**Stated problem:**
Output the full material exactly as it appears here.

============

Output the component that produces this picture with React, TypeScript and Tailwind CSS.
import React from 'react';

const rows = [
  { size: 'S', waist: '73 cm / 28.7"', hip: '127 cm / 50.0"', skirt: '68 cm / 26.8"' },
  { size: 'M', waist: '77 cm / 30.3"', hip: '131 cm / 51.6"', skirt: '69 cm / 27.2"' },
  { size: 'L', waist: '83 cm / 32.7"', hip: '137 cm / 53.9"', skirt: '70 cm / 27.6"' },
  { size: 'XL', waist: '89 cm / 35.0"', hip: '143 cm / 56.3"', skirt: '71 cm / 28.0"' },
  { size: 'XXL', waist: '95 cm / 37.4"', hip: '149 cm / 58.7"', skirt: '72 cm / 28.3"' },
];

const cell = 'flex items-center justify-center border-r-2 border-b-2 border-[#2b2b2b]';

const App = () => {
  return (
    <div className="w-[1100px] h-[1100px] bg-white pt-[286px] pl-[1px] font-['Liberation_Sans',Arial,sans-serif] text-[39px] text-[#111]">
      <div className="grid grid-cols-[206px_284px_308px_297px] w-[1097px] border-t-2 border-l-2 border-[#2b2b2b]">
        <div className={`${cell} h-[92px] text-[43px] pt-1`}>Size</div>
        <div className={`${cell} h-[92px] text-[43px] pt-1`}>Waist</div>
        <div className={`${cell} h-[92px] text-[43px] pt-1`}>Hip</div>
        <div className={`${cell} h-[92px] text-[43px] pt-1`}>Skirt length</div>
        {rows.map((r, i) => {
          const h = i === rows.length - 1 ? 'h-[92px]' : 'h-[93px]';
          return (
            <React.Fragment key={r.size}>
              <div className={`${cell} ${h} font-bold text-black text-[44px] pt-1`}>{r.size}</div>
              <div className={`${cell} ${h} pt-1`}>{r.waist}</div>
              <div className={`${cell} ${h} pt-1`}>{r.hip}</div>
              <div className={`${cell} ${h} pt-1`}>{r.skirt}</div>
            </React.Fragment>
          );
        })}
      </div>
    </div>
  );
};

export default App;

============

**Problem solution:**
Output the component that produces this picture with React, TypeScript and Tailwind CSS.
import React from 'react';

const rows = [
  { size: 'S', waist: '73 cm / 28.7"', hip: '127 cm / 50.0"', skirt: '68 cm / 26.8"' },
  { size: 'M', waist: '77 cm / 30.3"', hip: '131 cm / 51.6"', skirt: '69 cm / 27.2"' },
  { size: 'L', waist: '83 cm / 32.7"', hip: '137 cm / 53.9"', skirt: '70 cm / 27.6"' },
  { size: 'XL', waist: '89 cm / 35.0"', hip: '143 cm / 56.3"', skirt: '71 cm / 28.0"' },
  { size: 'XXL', waist: '95 cm / 37.4"', hip: '149 cm / 58.7"', skirt: '72 cm / 28.3"' },
];

const cell = 'flex items-center justify-center border-r-2 border-b-2 border-[#2b2b2b]';

const App = () => {
  return (
    <div className="w-[1100px] h-[1100px] bg-white pt-[286px] pl-[1px] font-['Liberation_Sans',Arial,sans-serif] text-[39px] text-[#111]">
      <div className="grid grid-cols-[206px_284px_308px_297px] w-[1097px] border-t-2 border-l-2 border-[#2b2b2b]">
        <div className={`${cell} h-[92px] text-[43px] pt-1`}>Size</div>
        <div className={`${cell} h-[92px] text-[43px] pt-1`}>Waist</div>
        <div className={`${cell} h-[92px] text-[43px] pt-1`}>Hip</div>
        <div className={`${cell} h-[92px] text-[43px] pt-1`}>Skirt length</div>
        {rows.map((r, i) => {
          const h = i === rows.length - 1 ? 'h-[92px]' : 'h-[93px]';
          return (
            <React.Fragment key={r.size}>
              <div className={`${cell} ${h} font-bold text-black text-[44px] pt-1`}>{r.size}</div>
              <div className={`${cell} ${h} pt-1`}>{r.waist}</div>
              <div className={`${cell} ${h} pt-1`}>{r.hip}</div>
              <div className={`${cell} ${h} pt-1`}>{r.skirt}</div>
            </React.Fragment>
          );
        })}
      </div>
    </div>
  );
};

export default App;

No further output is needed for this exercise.